10. Di penghujung surat ini, saya berharap semoga jawaban dan respons Bapak menjadi kado terakhir kepemimpinan Bapak dalam memperbaiki kinerja dan perilaku jaksa yang masih buruk dan tidak profesional dalam menjalankan tugas dan fungsinya sebagai aparatur penegak hukum di negeri ini. Bapak dapat memastikan semua unit kerja di bawah bekerja secara benar dan jujur berdasarkan hukum dan hati nurani. Bapak harus memastikan bahwa pejabat yang diangkat dan menduduki posisi strategis harus cakap dan berintegritas tinggi, sehingga kasus harus diproses dan disidik secara benar sebelum dilimpahkan ke pengadilan. Jaksa jangan menjadikan pengadilan sebagai tempat pembuangan sampah dakwaan dan tuntutan prematur dan sesat. Jaksa jangan membebani hakim dengan dakwaan dan tuntutan yang dibingkai dengan tafsir dan logika hukum yang jungkir-balik.
 
11. Demikian surat ini saya buat, yang ingin melihat lembaga Kejaksaan Agung berdiri tegak dengan gagah ditopang oleh para jaksa andal dan profesional yang berkhidmat pada keadilan dan kebenaran. Mohon maaf atas kata-kata saya yang kurang enak dibaca. Hanya mungkin dengan cara inilah saya bisa menyalurkan apa yang selama ini menggumpal dalam pikiran, sesuatu yang menindih rasa keadilan, sesuatu yang menekuk kebenaran.

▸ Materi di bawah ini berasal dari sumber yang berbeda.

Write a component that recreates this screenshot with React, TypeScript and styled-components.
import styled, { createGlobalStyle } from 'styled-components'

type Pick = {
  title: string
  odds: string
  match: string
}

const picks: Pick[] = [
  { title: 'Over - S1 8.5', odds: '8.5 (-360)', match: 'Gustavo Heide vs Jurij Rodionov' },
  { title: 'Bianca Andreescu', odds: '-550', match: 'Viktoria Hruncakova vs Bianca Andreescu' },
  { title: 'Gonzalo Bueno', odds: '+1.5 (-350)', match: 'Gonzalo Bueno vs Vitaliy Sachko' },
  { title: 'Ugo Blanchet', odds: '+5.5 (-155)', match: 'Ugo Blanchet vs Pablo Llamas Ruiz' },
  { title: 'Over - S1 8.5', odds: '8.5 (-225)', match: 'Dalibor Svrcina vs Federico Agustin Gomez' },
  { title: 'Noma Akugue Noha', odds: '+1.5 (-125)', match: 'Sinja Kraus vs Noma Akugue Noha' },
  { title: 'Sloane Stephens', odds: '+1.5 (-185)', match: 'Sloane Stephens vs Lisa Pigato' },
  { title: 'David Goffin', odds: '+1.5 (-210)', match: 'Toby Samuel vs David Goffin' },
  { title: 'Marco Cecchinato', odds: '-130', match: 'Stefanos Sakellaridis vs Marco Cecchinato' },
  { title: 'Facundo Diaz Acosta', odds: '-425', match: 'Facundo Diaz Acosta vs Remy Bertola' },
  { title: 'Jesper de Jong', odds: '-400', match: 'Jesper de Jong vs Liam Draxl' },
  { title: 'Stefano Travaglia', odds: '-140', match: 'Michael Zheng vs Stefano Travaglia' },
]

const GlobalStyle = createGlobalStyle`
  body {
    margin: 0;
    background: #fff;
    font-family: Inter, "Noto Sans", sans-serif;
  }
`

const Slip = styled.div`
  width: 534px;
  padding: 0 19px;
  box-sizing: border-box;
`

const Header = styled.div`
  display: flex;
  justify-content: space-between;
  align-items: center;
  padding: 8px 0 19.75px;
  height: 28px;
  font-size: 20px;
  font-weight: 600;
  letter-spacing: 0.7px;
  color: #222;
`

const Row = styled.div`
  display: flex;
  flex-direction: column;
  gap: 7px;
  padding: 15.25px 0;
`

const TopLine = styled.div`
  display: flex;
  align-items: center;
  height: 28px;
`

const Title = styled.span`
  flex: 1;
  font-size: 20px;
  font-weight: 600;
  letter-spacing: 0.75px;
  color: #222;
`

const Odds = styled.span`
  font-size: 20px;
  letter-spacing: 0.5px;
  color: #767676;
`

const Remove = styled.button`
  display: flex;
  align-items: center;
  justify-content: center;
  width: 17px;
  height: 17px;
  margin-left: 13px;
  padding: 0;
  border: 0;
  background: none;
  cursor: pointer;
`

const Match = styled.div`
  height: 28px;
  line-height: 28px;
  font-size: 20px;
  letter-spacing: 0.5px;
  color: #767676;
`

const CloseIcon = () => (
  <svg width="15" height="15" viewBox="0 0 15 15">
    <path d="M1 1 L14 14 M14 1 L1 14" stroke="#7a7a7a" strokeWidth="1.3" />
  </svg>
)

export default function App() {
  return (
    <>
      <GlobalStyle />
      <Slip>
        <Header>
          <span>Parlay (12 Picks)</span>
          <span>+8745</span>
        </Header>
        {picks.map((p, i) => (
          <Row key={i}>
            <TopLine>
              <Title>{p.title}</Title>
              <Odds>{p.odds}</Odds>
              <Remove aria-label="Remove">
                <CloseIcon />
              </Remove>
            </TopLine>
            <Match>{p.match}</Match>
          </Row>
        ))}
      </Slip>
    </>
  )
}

Allahu a’lam bisshawab. Wassalamu’alaikum Warahmatullahi Wabarakatuh.

 
Tertanda,
 
ERLINA
Isteri dari M. Yuaini (47 tahun)


Korban yang tewas setelah dianiaya Zulkifli alias Abu Dun (32 tahun), warga Desa Pulo Barat, Kecamatan Kuta Makmur, Kabupaten Aceh Utara, Provinsi Aceh, pada tanggal 06 Februari 2014 di kawasan Desa Lam Kuta, Kecamatan Kuta Makmur, Kabupaten Aceh Utara, Provinsi Aceh.